## SOURCE MATERIAL
● ● ● ● ● ● ●
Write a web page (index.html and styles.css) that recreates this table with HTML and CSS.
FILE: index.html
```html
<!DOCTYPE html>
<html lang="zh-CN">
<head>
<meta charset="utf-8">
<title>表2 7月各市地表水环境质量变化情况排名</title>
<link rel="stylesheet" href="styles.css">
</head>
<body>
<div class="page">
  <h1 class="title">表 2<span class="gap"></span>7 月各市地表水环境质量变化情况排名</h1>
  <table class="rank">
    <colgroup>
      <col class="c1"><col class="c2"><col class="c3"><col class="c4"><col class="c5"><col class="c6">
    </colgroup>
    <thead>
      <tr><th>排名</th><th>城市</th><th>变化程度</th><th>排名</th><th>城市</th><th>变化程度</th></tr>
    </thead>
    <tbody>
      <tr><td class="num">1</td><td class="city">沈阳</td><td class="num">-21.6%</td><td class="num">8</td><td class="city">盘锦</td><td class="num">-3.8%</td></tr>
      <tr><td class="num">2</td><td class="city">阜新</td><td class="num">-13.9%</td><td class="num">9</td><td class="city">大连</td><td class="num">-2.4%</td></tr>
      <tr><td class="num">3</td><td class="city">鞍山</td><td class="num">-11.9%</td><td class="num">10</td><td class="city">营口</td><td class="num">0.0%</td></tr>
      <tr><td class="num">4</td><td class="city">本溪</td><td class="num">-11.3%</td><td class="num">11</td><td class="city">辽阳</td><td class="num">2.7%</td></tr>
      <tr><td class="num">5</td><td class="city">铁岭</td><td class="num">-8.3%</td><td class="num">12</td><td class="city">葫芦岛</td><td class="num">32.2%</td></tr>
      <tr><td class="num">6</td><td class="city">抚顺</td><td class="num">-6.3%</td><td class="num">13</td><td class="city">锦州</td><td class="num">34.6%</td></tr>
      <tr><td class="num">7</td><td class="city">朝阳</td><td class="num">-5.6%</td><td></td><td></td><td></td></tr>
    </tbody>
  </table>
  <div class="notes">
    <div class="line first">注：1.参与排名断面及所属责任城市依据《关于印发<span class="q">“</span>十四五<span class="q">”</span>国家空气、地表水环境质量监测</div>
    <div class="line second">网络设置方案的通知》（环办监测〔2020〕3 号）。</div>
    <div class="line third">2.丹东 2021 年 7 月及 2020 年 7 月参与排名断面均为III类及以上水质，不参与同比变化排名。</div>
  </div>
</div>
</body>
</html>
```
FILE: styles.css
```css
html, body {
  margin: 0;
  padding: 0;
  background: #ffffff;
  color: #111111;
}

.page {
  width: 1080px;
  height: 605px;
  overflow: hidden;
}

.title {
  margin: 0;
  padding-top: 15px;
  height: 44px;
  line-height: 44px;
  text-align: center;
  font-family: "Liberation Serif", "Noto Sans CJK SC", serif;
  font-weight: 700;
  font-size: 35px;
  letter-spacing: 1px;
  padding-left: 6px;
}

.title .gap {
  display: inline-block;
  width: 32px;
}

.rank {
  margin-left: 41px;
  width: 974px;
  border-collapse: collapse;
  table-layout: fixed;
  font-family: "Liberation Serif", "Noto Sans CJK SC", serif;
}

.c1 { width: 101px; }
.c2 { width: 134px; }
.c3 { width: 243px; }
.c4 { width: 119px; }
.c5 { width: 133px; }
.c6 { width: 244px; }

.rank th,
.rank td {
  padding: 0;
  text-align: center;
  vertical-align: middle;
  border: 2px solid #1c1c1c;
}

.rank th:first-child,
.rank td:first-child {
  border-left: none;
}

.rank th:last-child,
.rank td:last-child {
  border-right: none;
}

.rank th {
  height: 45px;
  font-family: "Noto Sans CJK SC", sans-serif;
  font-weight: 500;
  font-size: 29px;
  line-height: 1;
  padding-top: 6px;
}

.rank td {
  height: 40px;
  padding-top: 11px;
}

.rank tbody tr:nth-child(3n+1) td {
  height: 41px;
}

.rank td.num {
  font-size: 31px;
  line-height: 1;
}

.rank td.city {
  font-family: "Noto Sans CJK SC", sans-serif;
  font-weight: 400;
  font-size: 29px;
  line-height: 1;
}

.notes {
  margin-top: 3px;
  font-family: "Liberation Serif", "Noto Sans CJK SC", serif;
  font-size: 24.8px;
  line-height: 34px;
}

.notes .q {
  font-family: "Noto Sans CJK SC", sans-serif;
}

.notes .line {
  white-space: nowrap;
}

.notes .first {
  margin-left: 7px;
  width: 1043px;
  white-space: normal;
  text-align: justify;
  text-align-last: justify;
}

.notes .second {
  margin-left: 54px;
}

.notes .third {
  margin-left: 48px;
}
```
● ● ● ● ● ● ●
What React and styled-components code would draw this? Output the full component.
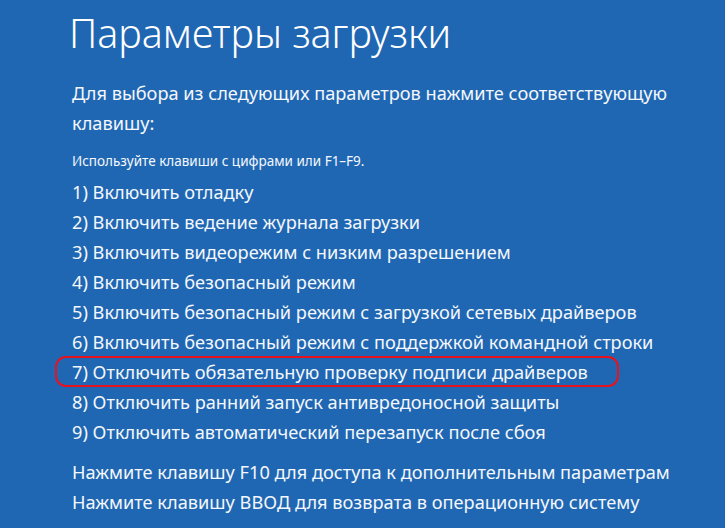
● ● ● ● ● ● ●
## INSTRUCTIONS FOR THE TASK
Give only the number of lines in the data that hold the word "this".

## THE ANSWER
2